Richings English Opera: The Bohemian Girl

Event Information

Venue(s):
Academy of Music

Manager / Director:
Caroline Richings

Event Type:
Opera

Record Information

Status:
Published

Last Updated:
14 August 2018

Performance Date(s) and Time(s)

04 Jan 1868, Evening

Performers and/or Works Performed

Citations

1)
Announcement: New York Clipper, 04 January 1868, 310.

The Richings’ Opera Troupe inaugurate a season of English Opera at the Academy of Music this evening, with the production of ‘Crown Diamonds’ [sic]. This is decidedly the best organized English Opera Troupe that we have ever had in this country, including as it does among its members some of the best lyric artists to be found in the profession, and as it is composed of native talent, every encouragement should be shown it. We have had enough of the ‘foreign element.’ Miss Richings is recognized as one of the best prima donnas that sings in English opera, and Mrs. Seguin is another great favorite in this city, where she is better known as Zelda Harrison. Mr. Castle and Sher. Campbell are old favorites with the New York public, and are too well known for us to dwell upon their merits at present. There are others in the troupe who are good singers and clever actors.”

2)
Advertisement: New York Herald, 04 January 1868.
3)
Advertisement: New-York Times, 04 January 1868, 7.
4)
Review: New York Herald, 05 January 1868, 5.

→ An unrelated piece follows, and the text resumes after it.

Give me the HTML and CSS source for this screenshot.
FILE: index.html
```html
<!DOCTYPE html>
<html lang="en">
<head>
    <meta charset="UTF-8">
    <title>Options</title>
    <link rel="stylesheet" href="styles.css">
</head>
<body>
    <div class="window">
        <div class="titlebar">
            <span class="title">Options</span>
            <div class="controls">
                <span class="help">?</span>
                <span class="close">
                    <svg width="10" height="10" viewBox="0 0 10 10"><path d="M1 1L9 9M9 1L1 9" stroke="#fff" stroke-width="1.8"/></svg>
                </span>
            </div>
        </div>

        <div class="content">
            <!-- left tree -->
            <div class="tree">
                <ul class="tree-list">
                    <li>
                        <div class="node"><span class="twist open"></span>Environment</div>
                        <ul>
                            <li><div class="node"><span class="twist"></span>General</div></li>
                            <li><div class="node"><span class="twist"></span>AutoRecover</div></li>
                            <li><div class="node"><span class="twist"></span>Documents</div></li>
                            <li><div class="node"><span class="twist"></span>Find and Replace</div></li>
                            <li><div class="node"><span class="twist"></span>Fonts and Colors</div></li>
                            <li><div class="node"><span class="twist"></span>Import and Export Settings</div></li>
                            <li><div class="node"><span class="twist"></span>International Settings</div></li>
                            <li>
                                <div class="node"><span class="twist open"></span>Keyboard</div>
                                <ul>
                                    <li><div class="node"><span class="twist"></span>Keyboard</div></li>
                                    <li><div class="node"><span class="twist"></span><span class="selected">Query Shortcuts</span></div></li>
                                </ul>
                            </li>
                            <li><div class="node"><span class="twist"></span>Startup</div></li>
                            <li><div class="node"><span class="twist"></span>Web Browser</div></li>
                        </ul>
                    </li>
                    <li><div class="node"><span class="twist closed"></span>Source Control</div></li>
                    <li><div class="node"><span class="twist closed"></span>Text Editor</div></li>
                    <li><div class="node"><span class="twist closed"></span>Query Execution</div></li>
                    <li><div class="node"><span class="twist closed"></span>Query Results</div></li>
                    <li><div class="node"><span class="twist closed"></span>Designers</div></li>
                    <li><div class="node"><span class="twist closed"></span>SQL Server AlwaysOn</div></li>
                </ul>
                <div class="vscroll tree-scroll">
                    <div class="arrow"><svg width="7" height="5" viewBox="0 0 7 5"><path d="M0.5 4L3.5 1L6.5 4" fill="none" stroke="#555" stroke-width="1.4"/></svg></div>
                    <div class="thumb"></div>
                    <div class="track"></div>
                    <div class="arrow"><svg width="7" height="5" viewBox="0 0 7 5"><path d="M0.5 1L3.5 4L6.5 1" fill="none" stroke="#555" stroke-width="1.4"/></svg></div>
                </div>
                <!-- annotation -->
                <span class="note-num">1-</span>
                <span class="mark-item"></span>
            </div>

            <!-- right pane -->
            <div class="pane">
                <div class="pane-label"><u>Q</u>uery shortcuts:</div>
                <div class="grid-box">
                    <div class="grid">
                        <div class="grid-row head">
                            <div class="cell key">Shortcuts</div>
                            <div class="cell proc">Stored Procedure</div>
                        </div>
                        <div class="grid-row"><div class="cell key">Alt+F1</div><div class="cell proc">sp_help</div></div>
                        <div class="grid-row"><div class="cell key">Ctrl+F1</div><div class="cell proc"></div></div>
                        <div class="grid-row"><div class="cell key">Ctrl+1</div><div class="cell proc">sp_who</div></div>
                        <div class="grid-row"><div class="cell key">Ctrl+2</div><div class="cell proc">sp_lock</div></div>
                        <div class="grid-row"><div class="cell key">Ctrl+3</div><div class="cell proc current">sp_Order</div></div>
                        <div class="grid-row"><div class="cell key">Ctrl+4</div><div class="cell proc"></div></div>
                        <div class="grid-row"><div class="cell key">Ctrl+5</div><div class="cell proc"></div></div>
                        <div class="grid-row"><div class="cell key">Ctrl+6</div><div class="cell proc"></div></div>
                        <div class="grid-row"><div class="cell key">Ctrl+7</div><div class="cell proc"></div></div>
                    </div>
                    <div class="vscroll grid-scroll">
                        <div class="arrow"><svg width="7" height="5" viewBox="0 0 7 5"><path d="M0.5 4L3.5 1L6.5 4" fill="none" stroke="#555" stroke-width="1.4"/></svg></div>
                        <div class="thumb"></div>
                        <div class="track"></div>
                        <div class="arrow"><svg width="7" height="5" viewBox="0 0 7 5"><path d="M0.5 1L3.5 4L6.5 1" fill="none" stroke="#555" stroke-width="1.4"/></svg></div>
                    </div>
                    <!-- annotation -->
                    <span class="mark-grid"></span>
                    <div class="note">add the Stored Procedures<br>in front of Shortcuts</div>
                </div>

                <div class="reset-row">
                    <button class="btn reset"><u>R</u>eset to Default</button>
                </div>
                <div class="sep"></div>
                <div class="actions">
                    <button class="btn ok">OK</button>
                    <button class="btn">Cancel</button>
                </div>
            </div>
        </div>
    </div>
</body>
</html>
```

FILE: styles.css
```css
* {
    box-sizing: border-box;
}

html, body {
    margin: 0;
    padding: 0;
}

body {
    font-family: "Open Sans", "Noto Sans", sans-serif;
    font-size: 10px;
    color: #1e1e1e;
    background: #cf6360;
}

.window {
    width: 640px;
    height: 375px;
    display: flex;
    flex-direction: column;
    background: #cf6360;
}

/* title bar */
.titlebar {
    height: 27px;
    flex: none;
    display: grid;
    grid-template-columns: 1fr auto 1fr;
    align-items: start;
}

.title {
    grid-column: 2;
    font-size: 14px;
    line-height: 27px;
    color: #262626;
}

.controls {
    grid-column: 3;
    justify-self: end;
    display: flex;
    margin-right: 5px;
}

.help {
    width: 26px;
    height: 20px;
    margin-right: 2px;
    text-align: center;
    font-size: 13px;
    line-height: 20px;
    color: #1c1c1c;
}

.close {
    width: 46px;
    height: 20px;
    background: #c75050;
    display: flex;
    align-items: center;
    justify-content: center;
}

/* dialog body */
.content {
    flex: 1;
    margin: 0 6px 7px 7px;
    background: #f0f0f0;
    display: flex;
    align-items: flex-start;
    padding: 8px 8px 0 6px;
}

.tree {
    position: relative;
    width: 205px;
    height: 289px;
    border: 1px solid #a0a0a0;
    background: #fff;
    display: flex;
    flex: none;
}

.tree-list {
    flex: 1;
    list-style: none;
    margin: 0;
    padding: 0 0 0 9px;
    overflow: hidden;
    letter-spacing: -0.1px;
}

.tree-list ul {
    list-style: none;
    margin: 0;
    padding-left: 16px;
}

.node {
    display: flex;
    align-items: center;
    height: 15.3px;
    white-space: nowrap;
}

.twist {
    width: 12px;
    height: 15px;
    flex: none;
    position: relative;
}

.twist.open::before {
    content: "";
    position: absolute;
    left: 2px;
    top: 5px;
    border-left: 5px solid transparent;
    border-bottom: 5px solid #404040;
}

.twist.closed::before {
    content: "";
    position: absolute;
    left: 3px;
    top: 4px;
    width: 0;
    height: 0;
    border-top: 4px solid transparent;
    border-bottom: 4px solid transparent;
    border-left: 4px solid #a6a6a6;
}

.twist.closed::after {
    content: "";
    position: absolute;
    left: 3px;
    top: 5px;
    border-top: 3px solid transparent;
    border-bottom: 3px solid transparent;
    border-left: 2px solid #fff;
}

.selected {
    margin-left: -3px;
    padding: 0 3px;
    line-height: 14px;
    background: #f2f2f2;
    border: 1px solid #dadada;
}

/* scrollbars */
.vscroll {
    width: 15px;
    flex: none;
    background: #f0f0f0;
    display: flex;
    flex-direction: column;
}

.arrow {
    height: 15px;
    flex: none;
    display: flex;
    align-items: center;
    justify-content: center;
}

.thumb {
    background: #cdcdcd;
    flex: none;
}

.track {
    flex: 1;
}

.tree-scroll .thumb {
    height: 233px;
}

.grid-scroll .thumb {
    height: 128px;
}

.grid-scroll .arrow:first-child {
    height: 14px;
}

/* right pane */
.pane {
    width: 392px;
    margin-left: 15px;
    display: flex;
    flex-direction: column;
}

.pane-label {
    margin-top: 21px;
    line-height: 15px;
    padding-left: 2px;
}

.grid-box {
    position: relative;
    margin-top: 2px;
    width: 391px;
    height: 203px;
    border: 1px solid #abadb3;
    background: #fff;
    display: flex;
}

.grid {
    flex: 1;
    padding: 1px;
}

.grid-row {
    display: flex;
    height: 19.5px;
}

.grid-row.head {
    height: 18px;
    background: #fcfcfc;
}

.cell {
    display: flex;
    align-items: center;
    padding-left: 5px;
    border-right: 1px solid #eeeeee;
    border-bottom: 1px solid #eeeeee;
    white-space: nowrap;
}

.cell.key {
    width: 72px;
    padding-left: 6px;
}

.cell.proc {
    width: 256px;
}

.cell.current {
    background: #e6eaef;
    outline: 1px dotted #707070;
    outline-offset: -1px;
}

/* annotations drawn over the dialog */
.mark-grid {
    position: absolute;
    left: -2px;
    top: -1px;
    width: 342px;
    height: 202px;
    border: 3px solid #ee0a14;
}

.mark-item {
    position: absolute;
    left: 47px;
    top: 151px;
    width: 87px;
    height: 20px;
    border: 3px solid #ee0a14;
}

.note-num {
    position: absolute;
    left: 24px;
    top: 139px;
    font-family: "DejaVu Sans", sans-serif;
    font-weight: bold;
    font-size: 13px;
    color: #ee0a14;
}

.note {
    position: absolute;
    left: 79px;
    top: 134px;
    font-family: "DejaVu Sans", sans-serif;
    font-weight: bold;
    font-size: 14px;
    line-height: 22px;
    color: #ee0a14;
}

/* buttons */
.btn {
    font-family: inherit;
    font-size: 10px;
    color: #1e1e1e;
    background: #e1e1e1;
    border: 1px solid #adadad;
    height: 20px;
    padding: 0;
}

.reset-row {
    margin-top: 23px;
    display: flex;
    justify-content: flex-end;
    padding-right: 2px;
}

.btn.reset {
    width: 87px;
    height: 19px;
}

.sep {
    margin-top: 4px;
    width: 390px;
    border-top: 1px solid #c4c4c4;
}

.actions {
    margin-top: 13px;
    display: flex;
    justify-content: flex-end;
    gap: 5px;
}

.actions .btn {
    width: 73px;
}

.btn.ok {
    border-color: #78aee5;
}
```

“When, with Dickens on one side and the Circus on the other, and in the midst of the various other nightly attractions which divide the honors of the town, we find the Richings English opera troupe at the Academy of Music, without any special trumpeting, drawing substantial houses, of which the Italian opera would have been proud, there must be some substantial merit in these English operas and in this English opera company. So there is, as was most satisfactorily proved last (Saturday) evening in the rendering of that ever charming, ever new musical drama of the ‘Bohemian Girl.’ Castle, the tenor, has a sweet, melodious voice; Campbell, the baritone, has a full, round, capacious voice, equally good, and both have evidently gone through the severe ordeal of careful study and practice. Of Miss Richings we need only say that since the departure from our shores of Louisa Pyne we have had no English opera prima donna to dispute her ascendancy as a singer, while as an actress she is the superior even of the English nightingale. In the mounting and in all the accessories, choruses, processions, equipments, etc., the spacious stage of the Academy affords a finer opportunity for the English opera than it has at any time heretofore possessed in this city for pictorial effects, and the advantages thus offered have been appropriated, so that in every point of view the English opera, as now done at the Academy, is better this time than we have ever had it before.”